(RNN) Recurrent neural network

Aug 30, 2025

Updated 1 month ago

2 min read

Recurrent Neural Network (RNN)

A Recurrent Neural Network (RNN) is a type of neural network designed to handle sequential data. Unlike traditional feed-forward networks, RNNs use connections that form cycles, allowing them to maintain a "memory" of previous inputs.
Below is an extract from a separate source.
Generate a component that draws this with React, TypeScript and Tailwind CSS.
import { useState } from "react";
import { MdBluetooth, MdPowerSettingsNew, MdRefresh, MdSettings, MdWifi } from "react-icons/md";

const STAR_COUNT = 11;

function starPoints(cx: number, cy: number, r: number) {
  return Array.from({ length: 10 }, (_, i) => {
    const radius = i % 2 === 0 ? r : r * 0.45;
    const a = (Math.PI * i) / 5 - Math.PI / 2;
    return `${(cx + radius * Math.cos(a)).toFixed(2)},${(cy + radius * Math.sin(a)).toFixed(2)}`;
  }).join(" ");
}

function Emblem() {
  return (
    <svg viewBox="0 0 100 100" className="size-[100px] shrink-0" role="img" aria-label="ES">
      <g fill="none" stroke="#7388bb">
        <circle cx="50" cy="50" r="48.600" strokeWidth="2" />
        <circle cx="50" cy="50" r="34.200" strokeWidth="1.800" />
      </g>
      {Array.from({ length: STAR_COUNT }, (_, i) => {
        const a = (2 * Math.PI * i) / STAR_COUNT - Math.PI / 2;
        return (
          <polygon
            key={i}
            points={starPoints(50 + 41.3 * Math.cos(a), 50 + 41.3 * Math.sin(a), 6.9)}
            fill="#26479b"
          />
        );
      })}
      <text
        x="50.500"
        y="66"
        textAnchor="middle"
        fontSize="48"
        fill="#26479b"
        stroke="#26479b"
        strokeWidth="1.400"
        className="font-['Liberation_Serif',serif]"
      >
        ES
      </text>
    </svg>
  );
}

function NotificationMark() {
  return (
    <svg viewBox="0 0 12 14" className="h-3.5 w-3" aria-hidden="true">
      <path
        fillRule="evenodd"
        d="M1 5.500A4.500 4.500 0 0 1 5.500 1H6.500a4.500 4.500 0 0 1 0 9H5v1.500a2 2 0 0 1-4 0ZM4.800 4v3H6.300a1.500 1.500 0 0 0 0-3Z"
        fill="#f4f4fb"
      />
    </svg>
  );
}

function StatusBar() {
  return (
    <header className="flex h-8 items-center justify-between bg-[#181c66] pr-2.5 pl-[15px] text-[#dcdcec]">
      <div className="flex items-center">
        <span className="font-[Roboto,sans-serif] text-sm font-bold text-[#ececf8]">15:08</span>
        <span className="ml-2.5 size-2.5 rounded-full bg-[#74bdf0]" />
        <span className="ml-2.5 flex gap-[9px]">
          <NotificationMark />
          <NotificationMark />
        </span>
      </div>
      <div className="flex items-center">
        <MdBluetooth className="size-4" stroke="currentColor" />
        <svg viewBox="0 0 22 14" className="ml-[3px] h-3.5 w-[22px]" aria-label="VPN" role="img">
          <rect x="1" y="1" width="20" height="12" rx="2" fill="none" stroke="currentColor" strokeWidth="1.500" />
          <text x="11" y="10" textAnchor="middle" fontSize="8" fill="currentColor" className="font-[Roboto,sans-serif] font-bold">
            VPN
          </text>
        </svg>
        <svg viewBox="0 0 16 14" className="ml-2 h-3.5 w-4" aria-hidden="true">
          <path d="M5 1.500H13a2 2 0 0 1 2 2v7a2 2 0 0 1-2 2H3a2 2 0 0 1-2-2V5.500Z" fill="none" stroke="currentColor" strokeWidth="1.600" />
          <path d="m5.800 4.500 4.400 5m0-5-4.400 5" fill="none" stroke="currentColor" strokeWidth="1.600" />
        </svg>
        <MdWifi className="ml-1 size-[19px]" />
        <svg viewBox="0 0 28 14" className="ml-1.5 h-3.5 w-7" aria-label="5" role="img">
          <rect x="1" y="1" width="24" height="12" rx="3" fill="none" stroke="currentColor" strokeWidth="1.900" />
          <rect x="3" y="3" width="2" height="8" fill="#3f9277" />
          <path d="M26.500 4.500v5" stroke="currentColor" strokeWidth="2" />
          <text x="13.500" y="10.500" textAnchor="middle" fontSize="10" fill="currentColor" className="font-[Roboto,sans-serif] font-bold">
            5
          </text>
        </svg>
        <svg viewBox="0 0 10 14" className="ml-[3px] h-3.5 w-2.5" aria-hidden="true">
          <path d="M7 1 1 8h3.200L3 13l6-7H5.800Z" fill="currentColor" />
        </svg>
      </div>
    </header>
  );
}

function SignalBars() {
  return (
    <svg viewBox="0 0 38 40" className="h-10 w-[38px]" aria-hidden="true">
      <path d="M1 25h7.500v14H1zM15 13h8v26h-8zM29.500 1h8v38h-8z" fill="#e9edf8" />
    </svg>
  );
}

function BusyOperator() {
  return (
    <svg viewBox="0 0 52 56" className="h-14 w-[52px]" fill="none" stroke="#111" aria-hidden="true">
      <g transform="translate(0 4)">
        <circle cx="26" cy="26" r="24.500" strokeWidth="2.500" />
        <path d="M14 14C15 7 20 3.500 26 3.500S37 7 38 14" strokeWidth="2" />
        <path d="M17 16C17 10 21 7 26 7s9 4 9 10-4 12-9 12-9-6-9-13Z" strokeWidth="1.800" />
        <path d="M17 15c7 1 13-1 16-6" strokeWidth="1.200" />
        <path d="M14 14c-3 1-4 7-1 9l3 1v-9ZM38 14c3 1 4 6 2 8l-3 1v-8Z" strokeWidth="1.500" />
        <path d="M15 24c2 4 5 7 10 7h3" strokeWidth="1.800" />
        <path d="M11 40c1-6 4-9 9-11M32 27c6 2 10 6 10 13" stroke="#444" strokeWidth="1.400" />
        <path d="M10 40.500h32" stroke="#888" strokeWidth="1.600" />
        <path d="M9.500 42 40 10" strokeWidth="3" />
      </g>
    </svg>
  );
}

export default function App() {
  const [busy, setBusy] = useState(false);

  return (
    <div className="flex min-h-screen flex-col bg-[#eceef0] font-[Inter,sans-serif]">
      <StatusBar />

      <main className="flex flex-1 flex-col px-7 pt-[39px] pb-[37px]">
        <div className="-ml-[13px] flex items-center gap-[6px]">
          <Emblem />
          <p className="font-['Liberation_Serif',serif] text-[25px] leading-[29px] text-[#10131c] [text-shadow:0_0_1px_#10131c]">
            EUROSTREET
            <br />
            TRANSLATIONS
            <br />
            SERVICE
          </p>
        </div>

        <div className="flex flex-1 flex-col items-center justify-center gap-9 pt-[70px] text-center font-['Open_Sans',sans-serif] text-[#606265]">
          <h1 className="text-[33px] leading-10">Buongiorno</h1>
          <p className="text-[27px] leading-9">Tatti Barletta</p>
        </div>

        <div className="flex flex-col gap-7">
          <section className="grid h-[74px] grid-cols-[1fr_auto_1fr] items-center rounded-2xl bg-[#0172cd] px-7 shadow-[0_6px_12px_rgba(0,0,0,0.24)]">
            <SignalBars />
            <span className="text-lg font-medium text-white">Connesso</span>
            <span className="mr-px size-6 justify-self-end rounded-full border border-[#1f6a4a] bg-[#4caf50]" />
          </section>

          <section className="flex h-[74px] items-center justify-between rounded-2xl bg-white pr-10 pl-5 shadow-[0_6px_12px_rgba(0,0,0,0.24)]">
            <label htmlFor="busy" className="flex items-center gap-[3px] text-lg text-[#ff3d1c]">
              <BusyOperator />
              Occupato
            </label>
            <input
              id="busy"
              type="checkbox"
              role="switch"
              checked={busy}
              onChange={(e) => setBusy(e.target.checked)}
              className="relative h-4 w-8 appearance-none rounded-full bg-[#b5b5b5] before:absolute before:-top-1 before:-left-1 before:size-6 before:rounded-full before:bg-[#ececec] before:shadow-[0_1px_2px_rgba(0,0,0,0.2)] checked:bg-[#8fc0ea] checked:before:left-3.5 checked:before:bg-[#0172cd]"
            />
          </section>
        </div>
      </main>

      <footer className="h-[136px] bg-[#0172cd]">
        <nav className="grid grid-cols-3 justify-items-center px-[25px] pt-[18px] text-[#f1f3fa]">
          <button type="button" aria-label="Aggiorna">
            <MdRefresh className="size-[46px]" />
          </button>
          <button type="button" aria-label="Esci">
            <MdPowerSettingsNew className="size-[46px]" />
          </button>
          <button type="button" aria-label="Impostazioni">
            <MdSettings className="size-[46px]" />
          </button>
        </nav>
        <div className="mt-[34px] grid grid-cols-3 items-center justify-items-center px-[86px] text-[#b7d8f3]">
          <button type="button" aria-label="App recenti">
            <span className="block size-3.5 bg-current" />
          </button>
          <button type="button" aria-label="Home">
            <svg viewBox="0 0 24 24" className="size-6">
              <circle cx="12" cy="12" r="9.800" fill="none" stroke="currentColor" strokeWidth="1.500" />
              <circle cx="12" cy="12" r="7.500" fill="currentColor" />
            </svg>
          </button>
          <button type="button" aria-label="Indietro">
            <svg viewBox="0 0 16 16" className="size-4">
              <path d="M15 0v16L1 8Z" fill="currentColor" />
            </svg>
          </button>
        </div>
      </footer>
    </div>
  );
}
This makes them suitable for tasks where the current output depends on previous steps (e.g., predicting the next word in a sentence).

How RNN Works

What is Recurrent Neural Networks (RNN)?

Input vector $X_{t}$ is passed into the hidden layer at each time step $t$ .
The hidden state $H_{t}$ is calculated using both the current input and the previous hidden state $H_{t - 1}$ .
The output $Y_{t}$ is generated from the hidden state.
At the final time step, the last hidden state can be used to calculate the overall output.
Errors are backpropagated through time (BPTT – Backpropagation Through Time) to update the weights.

Why RNN is Needed

Feed-forward networks cannot handle sequential data as they only consider the current input.
They cannot memorize past inputs/outputs.
RNNs solve this by retaining information through hidden states, making them effective for sequential tasks like speech, text, and time-series prediction.

Types of RNN

One-to-One → Simple input → output mapping (e.g., image classification).
One-to-Many → Single input, multiple outputs (e.g., image captioning).
Many-to-One → Multiple inputs, single output (e.g., sentiment analysis).
Many-to-Many → Multiple inputs and outputs (e.g., machine translation, video processing).

Advantages of RNN

Sequential memory: Retains information from previous inputs.
Time-series prediction: Past data helps predict future values.
Combination with CNNs: Can be used with convolutional layers to capture spatial + sequential features (useful in video and image tasks).

Limitations of RNN

Vanishing gradient problem: Gradients shrink during backpropagation, making it hard to learn long-term dependencies.
Exploding gradient problem: Gradients grow too large, causing unstable training.
Slow training: Sequential nature limits parallelization compared to CNNs/Transformers.

Applications of RNN

Speech recognition
Time-series prediction
Natural Language Processing (NLP):
- Language modeling
- Sentiment analysis
- Machine translation
Image & video processing